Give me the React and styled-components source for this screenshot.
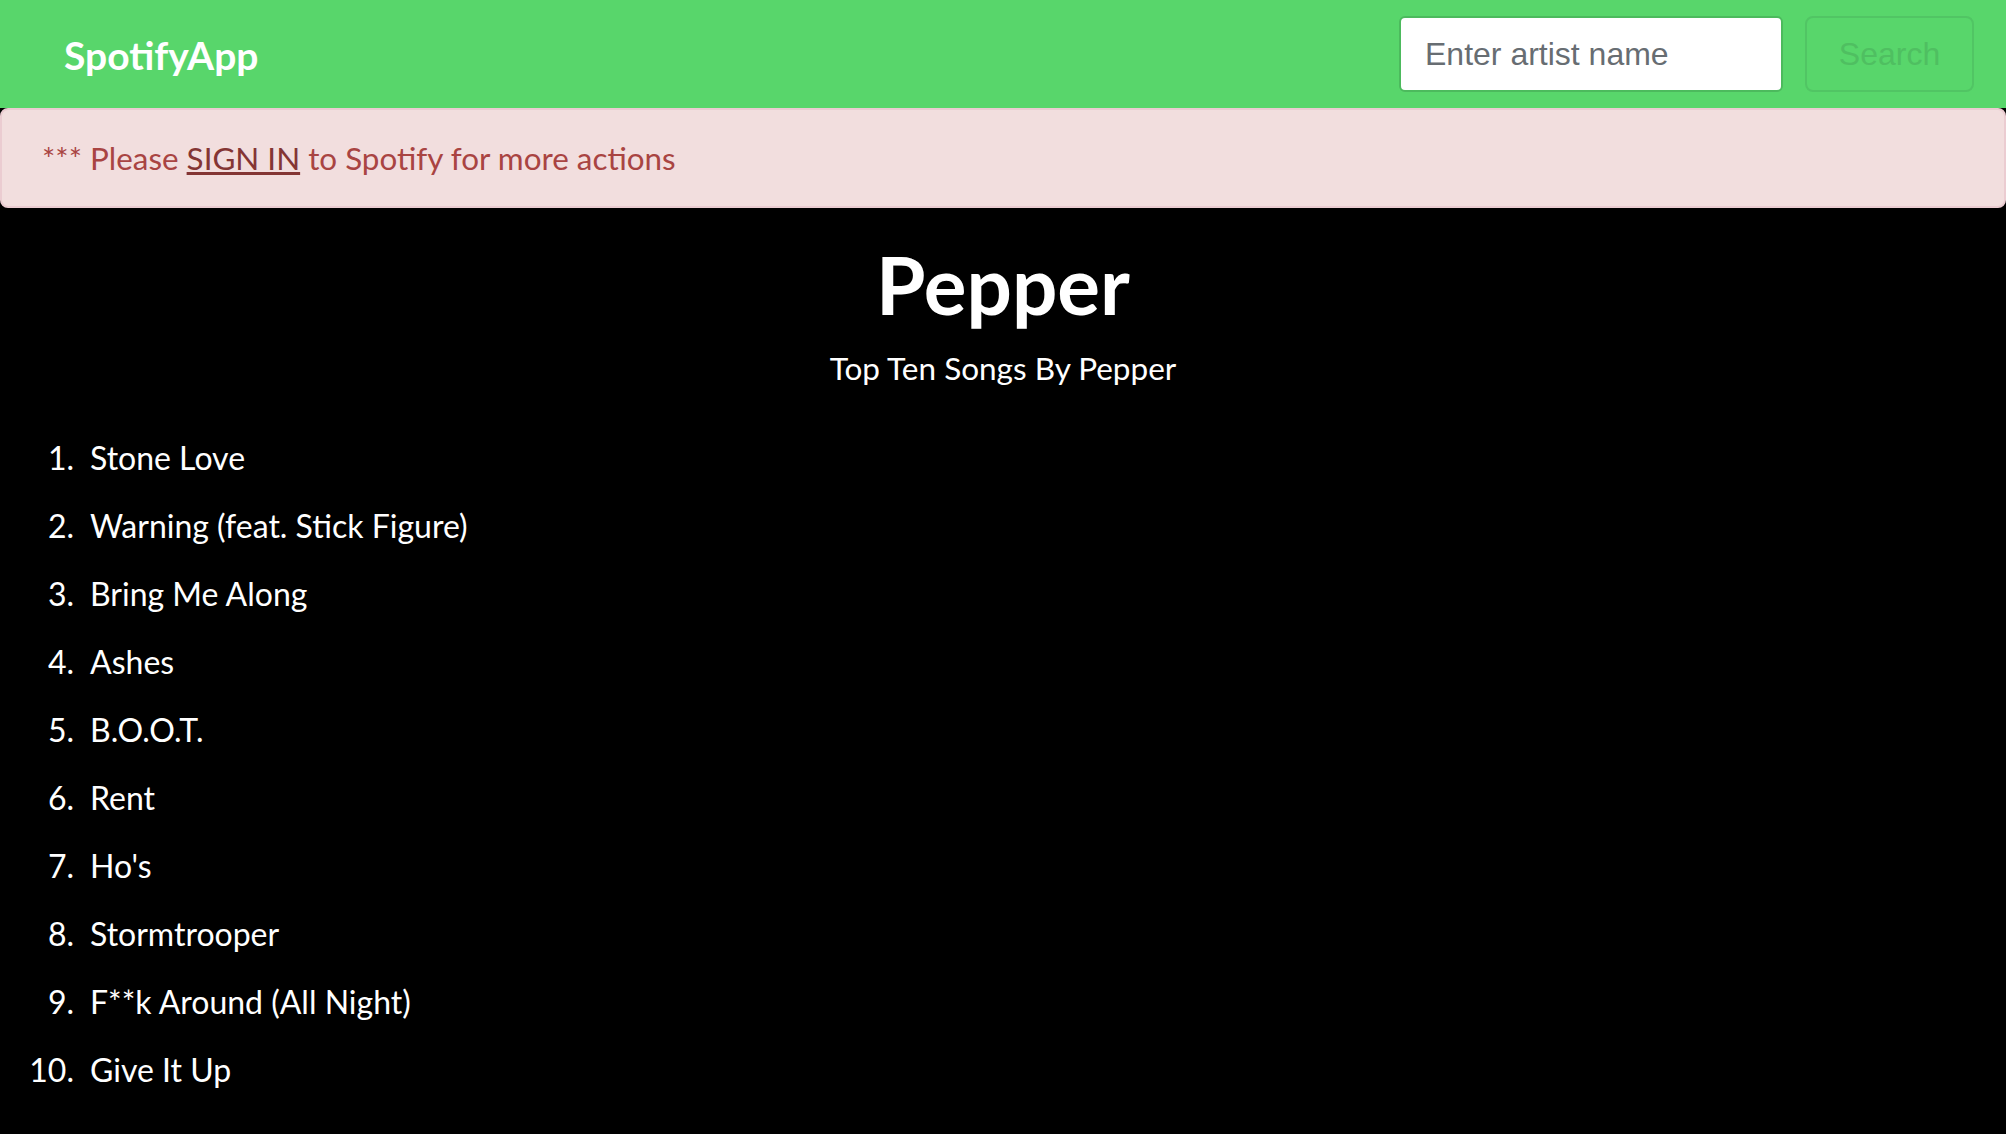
import React from "react";
import styled, { createGlobalStyle } from "styled-components";

const GlobalStyle = createGlobalStyle`
  body {
    margin: 0;
    background: #000;
    font-family: Lato, "Open Sans", sans-serif;
  }
`;

const songs = [
  "Stone Love",
  "Warning (feat. Stick Figure)",
  "Bring Me Along",
  "Ashes",
  "B.O.O.T.",
  "Rent",
  "Ho's",
  "Stormtrooper",
  "F**k Around (All Night)",
  "Give It Up",
];

const App = () => {
  return (
    <>
      <GlobalStyle />
      <StyledNav>
        <span className="brand">SpotifyApp</span>
        <form className="search" onSubmit={(e) => e.preventDefault()}>
          <input type="text" placeholder="Enter artist name" />
          <button type="submit" disabled>
            Search
          </button>
        </form>
      </StyledNav>
      <StyledAlert>
        *** Please <a href="#signin">SIGN IN</a> to Spotify for more actions
      </StyledAlert>
      <StyledArtist>
        <h1 className="name">Pepper</h1>
        <p className="subtitle">Top Ten Songs By Pepper</p>
        <ol className="songs">
          {songs.map((song) => (
            <li key={song}>{song}</li>
          ))}
        </ol>
      </StyledArtist>
    </>
  );
};

const StyledNav = styled.nav`
  display: flex;
  align-items: center;
  justify-content: space-between;
  height: 108px;
  padding: 0 32px 0 64px;
  background: #58d66b;

  .brand {
    color: #fff;
    font-weight: 700;
    font-size: 39px;
    margin-top: 2px;
  }

  .search {
    display: flex;
    align-items: center;
    gap: 22px;
  }

  input {
    box-sizing: border-box;
    width: 384px;
    height: 76px;
    padding: 0 24px;
    border: 2px solid #4cba5d;
    border-radius: 6px;
    background: #fff;
    font-family: "Liberation Sans", Arial, sans-serif;
    font-size: 32px;
    color: #333;
    outline: none;
  }

  input::placeholder {
    color: #676d72;
  }

  button {
    box-sizing: border-box;
    width: 169px;
    height: 76px;
    border: 2px solid #51c564;
    border-radius: 8px;
    background: transparent;
    font-family: "Liberation Sans", Arial, sans-serif;
    font-size: 32px;
    color: #4fbf61;
  }
`;

const StyledAlert = styled.div`
  box-sizing: border-box;
  height: 100px;
  padding: 0 40px;
  background: #f2dede;
  border: 2px solid #ebccd1;
  border-radius: 8px;
  color: #a94442;
  font-size: 31.4px;
  line-height: 96px;

  a {
    color: #843534;
    text-decoration: underline;
  }
`;

const StyledArtist = styled.main`
  color: #fff;

  .name {
    margin: 32px 0 0;
    text-align: center;
    font-size: 80px;
    font-weight: 700;
    line-height: 88px;
  }

  .subtitle {
    margin: 19px 0 0;
    text-align: center;
    font-size: 31.5px;
    line-height: 42px;
  }

  .songs {
    margin: 35px 0 0;
    padding: 0;
    list-style: none;
    counter-reset: song;
    font-size: 32px;
  }

  .songs li {
    display: flex;
    line-height: 68px;
    counter-increment: song;
  }

  .songs li::before {
    content: counter(song) ".";
    width: 74px;
    margin-right: 16px;
    text-align: right;
    flex-shrink: 0;
  }
`;

export default App;
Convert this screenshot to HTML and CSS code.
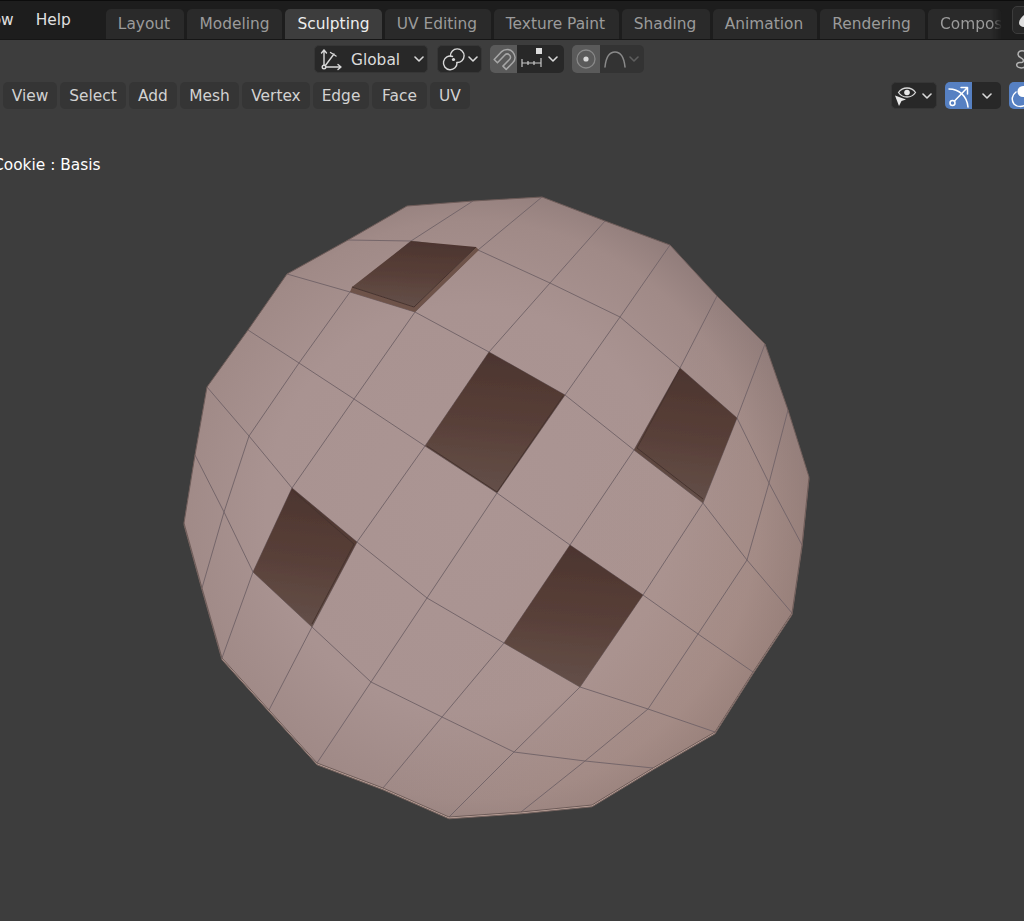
FILE: index.html
```
<!DOCTYPE html>
<html lang="en">
<head>
<meta charset="utf-8">
<title>Blender – Sculpting</title>
<link rel="stylesheet" href="styles.css">
</head>
<body>
<div class="app">
  <header class="topbar">
    <nav class="menus">
      <span class="menu menu-window">Window</span>
      <span class="menu">Help</span>
    </nav>
    <nav class="tabs">
      <span class="tab t-layout">Layout</span>
      <span class="tab t-modeling">Modeling</span>
      <span class="tab t-sculpting active">Sculpting</span>
      <span class="tab t-uv">UV Editing</span>
      <span class="tab t-texture">Texture Paint</span>
      <span class="tab t-shading">Shading</span>
      <span class="tab t-animation">Animation</span>
      <span class="tab t-rendering">Rendering</span>
      <span class="tab t-compos">Compositing</span>
    </nav>
    <div class="scene-btn">
      <svg class="scene-icon" viewBox="0 0 12 14"><path d="M8 0C5 3 1 6 1 10a5 4 0 0 0 5 4h6V0z"/></svg>
    </div>
  </header>

  <section class="toolheader">
    <div class="drop global">
      <svg class="ico" width="24" height="24" viewBox="0 0 24 24"><g class="s-light"><path d="M5 20V3M2.500 6 5 3l2.500 3M5 20h17M19 17.500 22 20l-3 2.500M6 19 15 7M11.500 5.500 17 9"/><circle cx="5" cy="20" r="1.800" class="dark-fill"/></g></svg>
      <span class="drop-label">Global</span>
      <svg class="chev" viewBox="0 0 10 6"><path d="M1 1l4 4 4-4"/></svg>
    </div>
    <div class="drop pivot">
      <svg class="ico" width="24" height="24" viewBox="0 0 24 24"><g class="s-light"><path d="M10.500 9.500A6.800 6.800 0 1 0 15 15.500"/><path d="M8.500 9A6.800 6.800 0 1 1 15 15.500"/></g><circle cx="11.500" cy="12.500" r="1.600" fill="#ddd"/></svg>
      <svg class="chev" viewBox="0 0 10 6"><path d="M1 1l4 4 4-4"/></svg>
    </div>
    <div class="group snap">
      <div class="on">
        <svg class="ico" width="24" height="24" viewBox="0 0 22 22"><path class="s-dim" d="M2 11.500 8.500 4.500C11.500 1.500 16.500 1.500 19 4.500s3 7 0 10L13 20.500l-3-3 6-6c1.300-1.300 1.300-3 0-4.200s-3-1.200-4.200 0L5 14.500z"/></svg>
      </div>
      <div class="rest">
        <svg class="ico" width="24" height="24" viewBox="0 0 24 24"><rect x="16" y="1" width="6" height="6" fill="#ddd"/><path class="s-thin" d="M2 16h19M2 12v8M8 14v4M14 14v4M21 11v9"/></svg>
        <svg class="chev" viewBox="0 0 10 6"><path d="M1 1l4 4 4-4"/></svg>
      </div>
    </div>
    <div class="group prop">
      <div class="on">
        <svg class="ico" width="22" height="22" viewBox="0 0 22 22"><circle cx="11" cy="11" r="9" fill="none" stroke="#888" stroke-width="1.300"/><circle cx="11" cy="11" r="2.600" fill="#d8d8d8"/></svg>
      </div>
      <div class="rest dim">
        <svg class="ico" width="24" height="24" viewBox="0 0 24 24"><path class="s-mid" d="M2 20C3 10 7 5 12 5s9 5 10 15"/></svg>
        <svg class="chev chev-dim" viewBox="0 0 10 6"><path d="M1 1l4 4 4-4"/></svg>
      </div>
    </div>
    <svg class="squiggle" viewBox="0 0 14 20"><path d="M9 2C5 1 3 3 3 5.500S7 9 8 10.500 8 14 5.500 13.500 1 15 2 17s5 2.500 8 1"/></svg>
  </section>

  <main class="viewport">
    <svg class="canvas" viewBox="0 77 1024 844" width="1024" height="844" aria-hidden="true">
      <defs>
        <radialGradient id="skin" gradientUnits="userSpaceOnUse" cx="470" cy="510" r="340">
          <stop offset="0" stop-color="#ab9593"/>
          <stop offset=".6" stop-color="#a99391"/>
          <stop offset=".85" stop-color="#a08a87"/>
          <stop offset="1" stop-color="#8e7a78"/>
        </radialGradient>
        <linearGradient id="warm" gradientUnits="userSpaceOnUse" x1="500" y1="580" x2="760" y2="760">
          <stop offset="0" stop-color="#ab9084" stop-opacity="0"/>
          <stop offset="1" stop-color="#b8927f" stop-opacity=".3"/>
        </linearGradient>
        <linearGradient id="choc" x1=".5" y1="0" x2=".4" y2="1">
          <stop offset="0" stop-color="#4c352f"/>
          <stop offset=".5" stop-color="#583f38"/>
          <stop offset="1" stop-color="#645049"/>
        </linearGradient>
        <filter id="soft"><feGaussianBlur stdDeviation=".4"/></filter>
      </defs>
      <g filter="url(#soft)">
        <polygon class="under" points="407,206 473,201 542,197 605,221 670,245 717,296 765,344 788,410 809,477 802,545 792,613 753,672 715,732 653,768 592,805 521,812 449,817 383,788 317,763 269,710 222,658 202,588 184,523 195,455 207,387 248,330 287,274 348,240" transform="translate(0 1.800)"/>
        <polygon class="ball" points="407,206 473,201 542,197 605,221 670,245 717,296 765,344 788,410 809,477 802,545 792,613 753,672 715,732 653,768 592,805 521,812 449,817 383,788 317,763 269,710 222,658 202,588 184,523 195,455 207,387 248,330 287,274 348,240"/>
        <polygon class="ball-warm" points="407,206 473,201 542,197 605,221 670,245 717,296 765,344 788,410 809,477 802,545 792,613 753,672 715,732 653,768 592,805 521,812 449,817 383,788 317,763 269,710 222,658 202,588 184,523 195,455 207,387 248,330 287,274 348,240"/>

        <g class="wire">
          <polyline points="348,240 411,241 478,250 550,283 620,317 680,368 737,418 769,483 802,545"/>
          <polyline points="287,274 350,292 415,312 489,352 565,395 634,450 703,503 747,560 792,613"/>
          <polyline points="248,330 299,363 354,399 425,446 497,493 570,545 643,595 698,634 753,672"/>
          <polyline points="207,387 249,436 292,488 357,542 427,598 504,643 580,687 648,709 715,732"/>
          <polyline points="195,455 224,512 253,572 312,627 371,682 442,717 514,752 585,761 653,768"/>
          <polyline points="473,201 411,241 350,292 299,363 249,436 224,512 202,588"/>
          <polyline points="542,197 478,250 415,312 354,399 292,488 253,572 222,658"/>
          <polyline points="605,221 550,283 489,352 425,446 357,542 312,627 269,710"/>
          <polyline points="670,245 620,317 565,395 497,493 427,598 371,682 317,763"/>
          <polyline points="717,296 680,368 634,450 570,545 504,643 442,717 383,788"/>
          <polyline points="765,344 737,418 703,503 643,595 580,687 514,752 449,817"/>
          <polyline points="788,410 769,483 747,560 698,634 648,709 585,761 521,812"/>
        </g>

        <polygon class="lip" points="350,292 415,312 479,250 476,247 414,307 352,287"/>
        <polygon class="cookie" points="411,241 476,247 414,307 352,287"/>
        <polyline class="lip-line" points="352,287 414,307 476,247"/>

        <polygon class="cookie" points="489,352 565,395 497,493 425,446"/>
        <polyline class="lip-line" points="427,446 497,492 563,396"/>

        <polygon class="cookie" points="680,368 737,418 703,503 634,450"/>
        <polyline class="lip-line" points="680,369 637,448 703,499"/>

        <polygon class="cookie" points="292,488 357,542 312,627 253,572"/>
        <polyline class="lip-line" points="292,490 354,544 312,624"/>

        <polygon class="cookie" points="570,545 643,595 580,687 504,643"/>

        <polygon class="edge" points="407,206 473,201 542,197 605,221 670,245 717,296 765,344 788,410 809,477 802,545 792,613 753,672 715,732 653,768 592,805 521,812 449,817 383,788 317,763 269,710 222,658 202,588 184,523 195,455 207,387 248,330 287,274 348,240"/>
      </g>
    </svg>

    <div class="viewbar">
      <nav class="viewmenu">
        <span class="vbtn v-view">View</span>
        <span class="vbtn v-select">Select</span>
        <span class="vbtn v-add">Add</span>
        <span class="vbtn v-mesh">Mesh</span>
        <span class="vbtn v-vertex">Vertex</span>
        <span class="vbtn v-edge">Edge</span>
        <span class="vbtn v-face">Face</span>
        <span class="vbtn v-uv">UV</span>
      </nav>
      <div class="overlays">
        <div class="drop vis">
          <svg class="ico" width="26" height="24" viewBox="0 0 26 24"><path d="M5.500 8.500C7.500 5.500 10.500 4 14 4s6.500 1.500 8.500 4.500c-2 3-5 4.500-8.500 4.500s-6.500-1.500-8.500-4.500z" fill="none" stroke="#d8d8d8" stroke-width="1.300"/><circle cx="14" cy="8.500" r="2.800" fill="#e8e8e8"/><path d="M2 11.500l11 4-4.500 1.500-2.500 5z" fill="#e8e8e8"/></svg>
          <svg class="chev" viewBox="0 0 10 6"><path d="M1 1l4 4 4-4"/></svg>
        </div>
        <div class="group gizmo">
          <div class="blue">
            <svg class="ico" width="24" height="24" viewBox="0 0 24 24"><g class="s-white"><path d="M2 5c10 0 18 7 19 18"/><path d="M7.500 17 20 4M14 3.500h6.500V10"/><circle cx="5.500" cy="19" r="2.500"/></g></svg>
          </div>
          <div class="rest">
            <svg class="chev" viewBox="0 0 10 6"><path d="M1 1l4 4 4-4"/></svg>
          </div>
        </div>
        <div class="blue xray">
          <svg class="ico" width="24" height="24" viewBox="0 0 24 24"><circle cx="13" cy="7.500" r="5.500" fill="#fff"/><path class="s-white" d="M6 8C2 11 1 16 4 20c3 3 8 3 12 1"/></svg>
        </div>
      </div>
    </div>
    <p class="objname">Cookie : Basis</p>
  </main>
</div>
</body>
</html>
```
FILE: styles.css
```
* { box-sizing: border-box; }
html, body { margin: 0; padding: 0; background: #3d3d3d; }
body { width: 1024px; height: 921px; overflow: hidden; font-family: "DejaVu Sans", sans-serif; font-size: 15.4px; }
.app { width: 1024px; height: 921px; display: flex; flex-direction: column; overflow: hidden; }

/* top bar */
.topbar { height: 40px; flex: none; display: flex; background: #1d1d1d; border-top: 1px solid #0c0c0c; border-bottom: 1px solid #161616; position: relative; overflow: hidden; }
.menus { display: flex; width: 106px; flex: none; color: #e0e0e0; height: 37px; align-items: flex-start; }
.menu { padding-top: 10px; line-height: 19px; white-space: nowrap; }
.menu-window { margin-left: -47px; margin-right: 22px; }
.tabs { display: flex; gap: 3px; padding-top: 8px; width: 896px; flex: none; overflow: hidden; }
.tab { height: 30px; background: #2a2a2a; color: #9b9b9b; border-radius: 5px 5px 0 0; text-align: center; line-height: 30px; white-space: nowrap; overflow: hidden; flex: none; }
.tab.active { background: #3d3d3d; color: #eee; }
.t-layout { width: 78px; padding-right: 2px; }
.t-modeling { width: 95px; }
.t-sculpting { width: 97px; }
.t-uv { width: 106px; padding-right: 2px; }
.t-texture { width: 125px; padding-right: 2px; }
.t-shading { width: 88px; padding-right: 2px; }
.t-animation { width: 104px; padding-right: 2px; }
.t-rendering { width: 105px; padding-right: 2px; }
.t-compos { width: 74px; text-align: left; padding-left: 12px; -webkit-mask-image: linear-gradient(90deg, #000 85%, transparent 100%); mask-image: linear-gradient(90deg, #000 85%, transparent 100%); }
.scene-btn { width: 40px; height: 28px; margin: 5px 0 0 10px; flex: none; background: #282828; border: 1px solid #3c3c3c; border-radius: 5px; }
.scene-icon { width: 12px; height: 14px; margin: 6px 0 0 5px; display: block; }
.scene-icon path { fill: #e0e0e0; }

/* tool header */
.toolheader { height: 37px; flex: none; display: flex; align-items: flex-start; padding: 5px 0 0 314px; gap: 8px; background: #3d3d3d; overflow: hidden; }
.drop { height: 28px; display: flex; align-items: center; background: #282828; border: 1px solid #363636; border-radius: 5px; color: #dcdcdc; flex: none; }
.global { width: 114px; padding-left: 4px; margin-right: 1px; }
.drop-label { margin-left: 8px; padding-top: 2px; }
.global .chev { margin-left: 14px; }
.pivot { width: 45px; padding-left: 4px; }
.group { height: 28px; display: flex; border-radius: 5px; overflow: hidden; flex: none; }
.group .on { width: 27px; background: #5a5a5a; display: flex; align-items: center; justify-content: center; }
.group .rest { background: #282828; display: flex; align-items: center; flex: 1; }
.snap { width: 74px; }
.snap .rest { padding-left: 3px; }
.snap .chev { margin-left: 4px; }
.prop { width: 72px; }
.prop .on { width: 28px; }
.prop .rest { background: #333; padding-left: 3px; }
.ico { display: block; flex: none; }
.chev { width: 10px; height: 6px; flex: none; margin-left: 2px; }
.chev path { fill: none; stroke: #d8d8d8; stroke-width: 1.6; stroke-linecap: round; stroke-linejoin: round; }
.chev-dim path { stroke: #5e5e5e; }
.s-light * , .s-light { fill: none; stroke: #d8d8d8; stroke-width: 1.4; stroke-linecap: round; stroke-linejoin: round; }
.dark-fill { fill: #282828; }
.s-dim { fill: none; stroke: #a6a6a6; stroke-width: 1.4; stroke-linejoin: round; }
.s-thin { fill: none; stroke: #c8c8c8; stroke-width: 1.2; }
.s-mid { fill: none; stroke: #8a8a8a; stroke-width: 1.5; stroke-linecap: round; }
.s-white * , .s-white { fill: none; stroke: #fff; stroke-width: 1.5; stroke-linecap: round; stroke-linejoin: round; }
.squiggle { width: 14px; height: 20px; margin-left: auto; margin-right: -5px; flex: none; margin-top: 4px; }
.squiggle path { fill: none; stroke: #b4b4b4; stroke-width: 1.5; stroke-linecap: round; }

/* viewport */
.viewport { position: relative; flex: 1; background: #3d3d3d; }
.canvas { position: absolute; left: 0; top: 0; display: block; }
.viewbar { position: relative; display: flex; justify-content: space-between; padding-top: 5px; height: 33px; }
.viewmenu { display: flex; gap: 3px; margin-left: 3px; }
.vbtn { height: 27px; background: #353535; color: #d2d2d2; border-radius: 5px; line-height: 29px; text-align: center; flex: none; }
.v-view { width: 54px; }
.v-select { width: 66px; }
.v-add { width: 48px; }
.v-mesh { width: 59px; }
.v-vertex { width: 68px; }
.v-edge { width: 56px; }
.v-face { width: 55px; }
.v-uv { width: 40px; }
.overlays { display: flex; align-items: flex-start; gap: 8px; width: 133px; flex: none; overflow: hidden; }
.vis { width: 46px; height: 27px; padding-left: 1px; background: #282828; }
.vis .chev { margin-left: 3px; }
.gizmo { width: 56px; height: 27px; }
.blue { background: #5680c2; display: flex; align-items: center; justify-content: center; }
.gizmo .blue { width: 27px; }
.gizmo .rest { justify-content: center; }
.gizmo .chev { margin: 0; }
.xray { width: 30px; height: 27px; border-radius: 5px 0 0 5px; flex: none; justify-content: flex-start; padding-left: 1px; }
.objname { position: relative; margin: 46px 0 0 -7px; color: #fff; line-height: 19px; white-space: nowrap; }

/* model */
.under { fill: #c0a69d; stroke: #75635f; stroke-width: 1; stroke-linejoin: round; }
.ball { fill: url(#skin); }
.ball-warm { fill: url(#warm); }
.wire { fill: none; stroke: #75666a; stroke-width: 1; }
.cookie { fill: url(#choc); }
.lip { fill: #6e5249; }
.lip-line { fill: none; stroke: #46332e; stroke-width: 1; }
.edge { fill: none; stroke: #6e5c59; stroke-width: 1; stroke-linejoin: round; }
```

# Given instruction:
Go through the listing above and pull out each line containing the word "components".

# Final result:
Give me the React and styled-components source for this screenshot.
import styled, { createGlobalStyle } from "styled-components";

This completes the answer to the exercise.